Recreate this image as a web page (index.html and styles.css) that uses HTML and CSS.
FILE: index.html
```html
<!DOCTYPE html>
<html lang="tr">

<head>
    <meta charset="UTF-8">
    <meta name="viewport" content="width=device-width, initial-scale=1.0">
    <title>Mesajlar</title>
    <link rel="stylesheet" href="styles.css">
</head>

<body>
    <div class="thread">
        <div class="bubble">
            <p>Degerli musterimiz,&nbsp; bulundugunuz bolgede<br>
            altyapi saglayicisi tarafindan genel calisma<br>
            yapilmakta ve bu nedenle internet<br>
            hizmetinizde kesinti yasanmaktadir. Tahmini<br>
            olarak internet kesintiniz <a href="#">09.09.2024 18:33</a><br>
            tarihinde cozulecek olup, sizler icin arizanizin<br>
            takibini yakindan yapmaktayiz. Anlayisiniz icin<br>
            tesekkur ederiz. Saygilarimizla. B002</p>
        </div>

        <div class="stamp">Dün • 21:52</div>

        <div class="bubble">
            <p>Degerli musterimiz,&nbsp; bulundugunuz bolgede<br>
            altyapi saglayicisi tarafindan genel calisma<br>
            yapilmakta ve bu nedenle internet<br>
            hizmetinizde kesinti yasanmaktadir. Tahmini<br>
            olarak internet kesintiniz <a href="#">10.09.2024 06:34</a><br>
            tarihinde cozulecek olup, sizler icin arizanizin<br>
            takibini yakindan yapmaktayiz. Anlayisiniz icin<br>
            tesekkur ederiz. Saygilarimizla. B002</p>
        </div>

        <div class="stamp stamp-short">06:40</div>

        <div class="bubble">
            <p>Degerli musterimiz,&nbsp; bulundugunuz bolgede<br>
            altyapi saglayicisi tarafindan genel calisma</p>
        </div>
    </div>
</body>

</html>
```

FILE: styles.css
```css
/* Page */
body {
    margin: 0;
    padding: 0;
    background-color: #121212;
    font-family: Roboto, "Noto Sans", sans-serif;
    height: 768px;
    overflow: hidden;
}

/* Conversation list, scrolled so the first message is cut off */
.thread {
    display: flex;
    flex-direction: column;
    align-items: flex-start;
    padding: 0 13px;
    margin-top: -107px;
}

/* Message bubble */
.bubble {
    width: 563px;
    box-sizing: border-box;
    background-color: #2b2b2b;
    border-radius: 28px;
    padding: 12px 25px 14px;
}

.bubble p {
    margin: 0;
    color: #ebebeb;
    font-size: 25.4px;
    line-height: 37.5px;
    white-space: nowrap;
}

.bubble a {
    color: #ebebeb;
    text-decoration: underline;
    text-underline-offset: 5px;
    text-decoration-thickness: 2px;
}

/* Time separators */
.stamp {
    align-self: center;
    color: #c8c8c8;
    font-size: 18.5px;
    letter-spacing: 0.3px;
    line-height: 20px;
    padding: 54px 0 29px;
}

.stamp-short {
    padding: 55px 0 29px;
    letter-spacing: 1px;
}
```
-- -- --
Exercise instructions: Extract the whole listing, character for character.

Final result:
Recreate this image as a web page (index.html and styles.css) that uses HTML and CSS.
FILE: index.html
```html
<!DOCTYPE html>
<html lang="tr">

<head>
    <meta charset="UTF-8">
    <meta name="viewport" content="width=device-width, initial-scale=1.0">
    <title>Mesajlar</title>
    <link rel="stylesheet" href="styles.css">
</head>

<body>
    <div class="thread">
        <div class="bubble">
            <p>Degerli musterimiz,&nbsp; bulundugunuz bolgede<br>
            altyapi saglayicisi tarafindan genel calisma<br>
            yapilmakta ve bu nedenle internet<br>
            hizmetinizde kesinti yasanmaktadir. Tahmini<br>
            olarak internet kesintiniz <a href="#">09.09.2024 18:33</a><br>
            tarihinde cozulecek olup, sizler icin arizanizin<br>
            takibini yakindan yapmaktayiz. Anlayisiniz icin<br>
            tesekkur ederiz. Saygilarimizla. B002</p>
        </div>

        <div class="stamp">Dün • 21:52</div>

        <div class="bubble">
            <p>Degerli musterimiz,&nbsp; bulundugunuz bolgede<br>
            altyapi saglayicisi tarafindan genel calisma<br>
            yapilmakta ve bu nedenle internet<br>
            hizmetinizde kesinti yasanmaktadir. Tahmini<br>
            olarak internet kesintiniz <a href="#">10.09.2024 06:34</a><br>
            tarihinde cozulecek olup, sizler icin arizanizin<br>
            takibini yakindan yapmaktayiz. Anlayisiniz icin<br>
            tesekkur ederiz. Saygilarimizla. B002</p>
        </div>

        <div class="stamp stamp-short">06:40</div>

        <div class="bubble">
            <p>Degerli musterimiz,&nbsp; bulundugunuz bolgede<br>
            altyapi saglayicisi tarafindan genel calisma</p>
        </div>
    </div>
</body>

</html>
```

FILE: styles.css
```css
/* Page */
body {
    margin: 0;
    padding: 0;
    background-color: #121212;
    font-family: Roboto, "Noto Sans", sans-serif;
    height: 768px;
    overflow: hidden;
}

/* Conversation list, scrolled so the first message is cut off */
.thread {
    display: flex;
    flex-direction: column;
    align-items: flex-start;
    padding: 0 13px;
    margin-top: -107px;
}

/* Message bubble */
.bubble {
    width: 563px;
    box-sizing: border-box;
    background-color: #2b2b2b;
    border-radius: 28px;
    padding: 12px 25px 14px;
}

.bubble p {
    margin: 0;
    color: #ebebeb;
    font-size: 25.4px;
    line-height: 37.5px;
    white-space: nowrap;
}

.bubble a {
    color: #ebebeb;
    text-decoration: underline;
    text-underline-offset: 5px;
    text-decoration-thickness: 2px;
}

/* Time separators */
.stamp {
    align-self: center;
    color: #c8c8c8;
    font-size: 18.5px;
    letter-spacing: 0.3px;
    line-height: 20px;
    padding: 54px 0 29px;
}

.stamp-short {
    padding: 55px 0 29px;
    letter-spacing: 1px;
}
```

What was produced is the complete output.